Your system, your call.
It’s all part of the cost-of-doing-business.
Everyone has a different opinion about what stats should measure. I’m not getting into those arguments again.
Good
“When I use a word,” Humpty Dumpty said, in rather a scornful tone, “it means just what I choose it to mean—neither more nor less.”
ATTRIBUTION: LEWIS CARROLL (Charles L. Dodgson), Through the Looking-Glass, chapter 6, p. 205 (1934). First published in 1872.
C’mon OBJ…I’m so disappointed in you! You are the recognized rockstar in this subject matter and you’ve chosen to run away from what would ordinarily be a slam dunk in your worldwide court. These data vandals are making a mockery of what has been a years long example of your pristine record keeping for thousands of contributors who correctly collect and transmit their information. Surely you can’t sit back and accept that these new jokers practicing creative data routing and aggregation of (by your own admission) low quality data deserve the #1 spot in your authoritative list after only a few days of acceptable trickery.
So far, only one gentlemen in this thread has exhibited any sensibility on this subject (myself excluded, of course), and that is the original poster who correctly described this new phenomenon as bullshit. I hope it can be sorted out…I cast a vote of no confidence in the Top 10 today.
Uh, no, you have entirely the wrong end of the stick. There is no vandalism going on here, the data is fine. As I said above I’m not interested in revisiting arguments about what stats should show - past experience is that it’s never going to please everyone and I have lost interest in trying to make a square peg fit in a round hole.

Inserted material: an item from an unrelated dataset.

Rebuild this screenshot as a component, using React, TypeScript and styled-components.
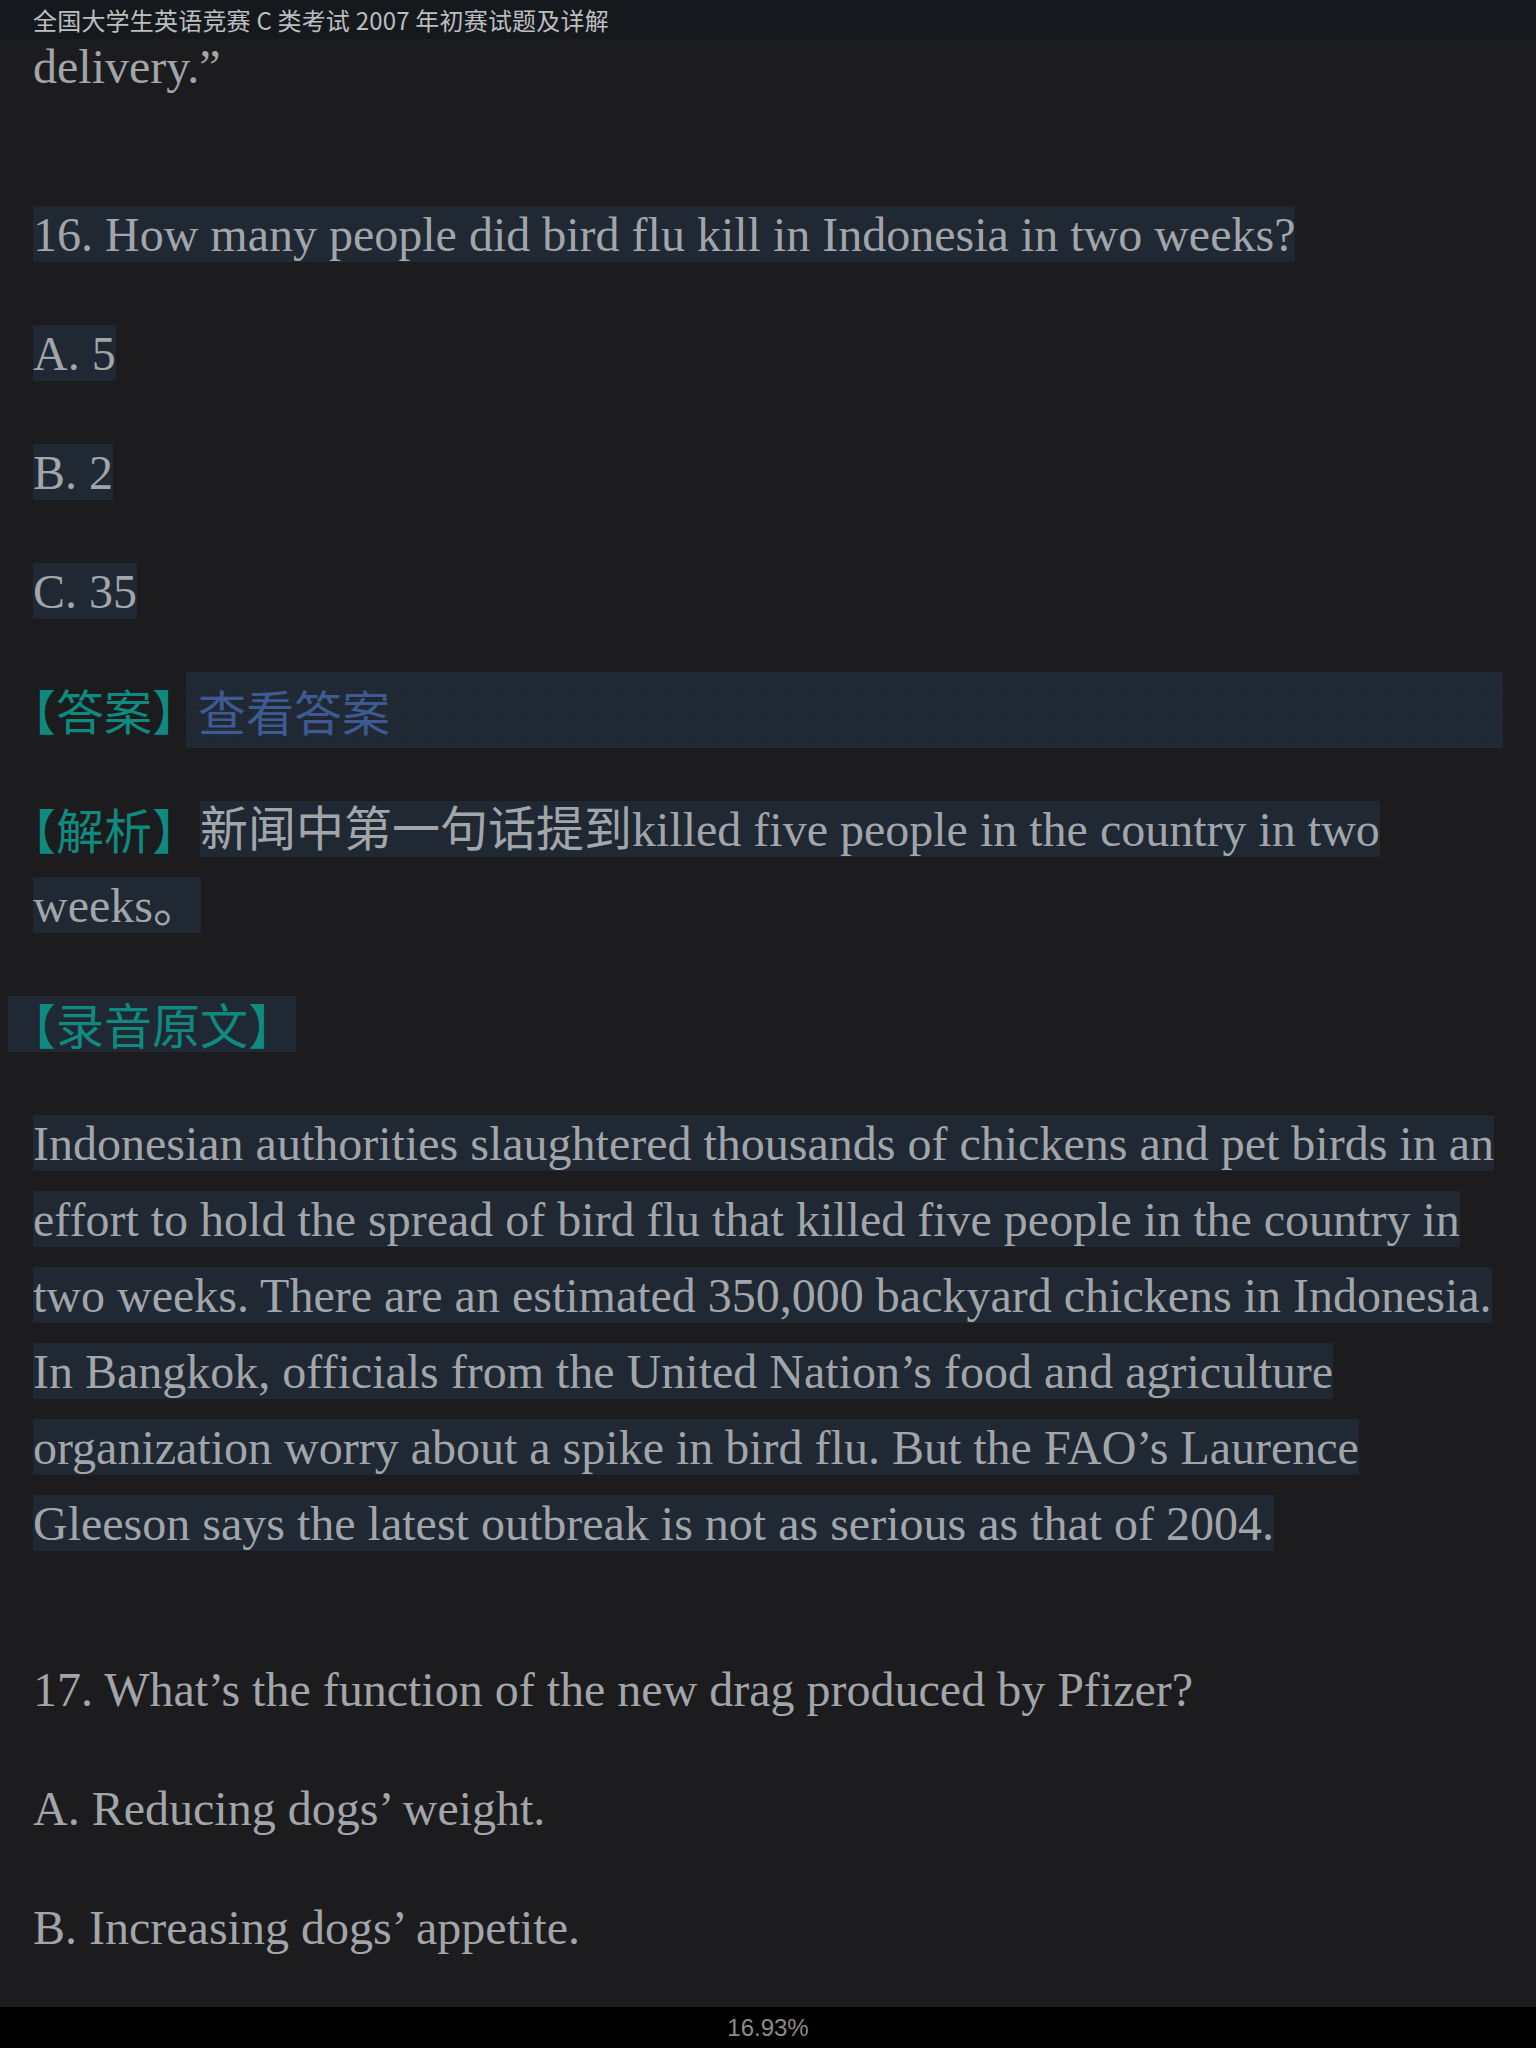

If you think something should change with stats, you could raise that with Eric or the ADS-B support team, but I’m the wrong person to try to convince.
Nah. Still not buying it.
I don’t think the upgrades exist that could bring KSFO hits in any significant quantity to my neighborhood. I get some KSFO-bound traffic along the coast and across my northern edge of reception but nothing crazy. This is typical of the range I get now:
https://c1.staticflickr.com/5/4286/35251743302_d12f98bd12_c.jpg
I have pretty good reach along the N to NE arc with 300+ pretty common and 324.5 the best I’ve witnessed. As you can see, not so much towards KSFO. 250 is about it.
Modeling it on HeyWhatsThat with a 1000’ mast for my antenna still doesn’t get me there. I tried 5000’ too, saw that didn’t make it either and threw in the towel. There are some mountains in the way that cause problems. I only see the high flyers past the Tehachapi’s.
https://c1.staticflickr.com/5/4240/35288506821_c5b2813bc4_c.jpg
This screenshot doesn’t show the aircraft ID but the light purple track under Modesto is a U2 at 60000+ ft. This is the closest I’ve seen anything get to KSFO.
https://c1.staticflickr.com/5/4227/35378813916_e72ac5632a_c.jpg
Which leads me to this.
No, we’re not getting that level of KSFO traffic anywhere around here (and judging from the kind of numbers I see the LAX locals get, they probably don’t see that much KSFO traffic in San Francisco either). I checked the rogue site using HeyWhatsUp to see if there was anything occluding me but not him. No, it’s pretty similar. I have a 400’ altitude advantage that helps me a little but nothing significant. The airport is 345 miles away from me and perhaps 360 miles away from him. Consequently, I don’t think your statement can be correct.
I’m not familiar at all with aggregating data for airplane tracking purposes but I can ponder the concept and make a few suppositions. I hope this logic holds up to scrutiny.
Aggregated data will have to reflect the site(s) the data originated at. Without getting into the philosophical debate, “legitimate aggregated data” should therefore show the arithmetic sum by heat-map location of the various data sets that were aggregated. If I combined two data sets and both contained 100 positions in the North 250+ sector I would expect to see 200 positions in that sector when looking at the aggregate. Aggregated data should look like regular data, just more of it. This does not look like regular data to me.
https://c1.staticflickr.com/5/4223/35289304711_f6d71fbba0_b.jpg
I don’t care how many sites you stack together, a KVCV locale won’t see a 260k spike of hits in that location. I really question the validity of the data you’re getting from your #2 (my neighbor) and #1 (Mr St. Louis) contributors. I get that you don’t want to miss any data but this data is flawed. As I said earlier, I watched the site ramp up. The site operator had two radios, one with a good setup and one with a punk setup (as do I and many others, no disrespect for that). The good setup is still in operation and getting the same kind of numbers as always. The punk setup was punk for a couple of days and then appeared to get aggregated with the good one. Good numbers + punk numbers added together and were distributed properly across the heat-map. That caught my attention. After a few days of that tomfoolery is when it went completely rogue. The rest of the map kept the two-receiver aggregated numbers seen before but the NW 250+ sector started exploding. It sure seems like additional manipulation of the data began then and continues now. From my perspective, you’re getting illegitimate aggregated data and your system is getting gamed.
Can it be a high gain Yagi antenna? The directivity pattern is about right (for two receivers overlapped).
I saw a number of sites in the same condition.
I’ve said this twice so far and I don’t know how else to say it.
It is data aggregated from several receivers
One of the receivers is probably close to SFO. It is not just a bunch of receivers all at the same place!
The positions near SFO are close enough to the nominal “site location” that those positions are not thrown out.
Think of it as plotting all the positions received from many receivers on a map, then drawing a circle around one “site position” and only counting positions that fall into that circle.
I agree 100%
This type of aggregation of data should not be permitted at least as far as applying to the running statistics.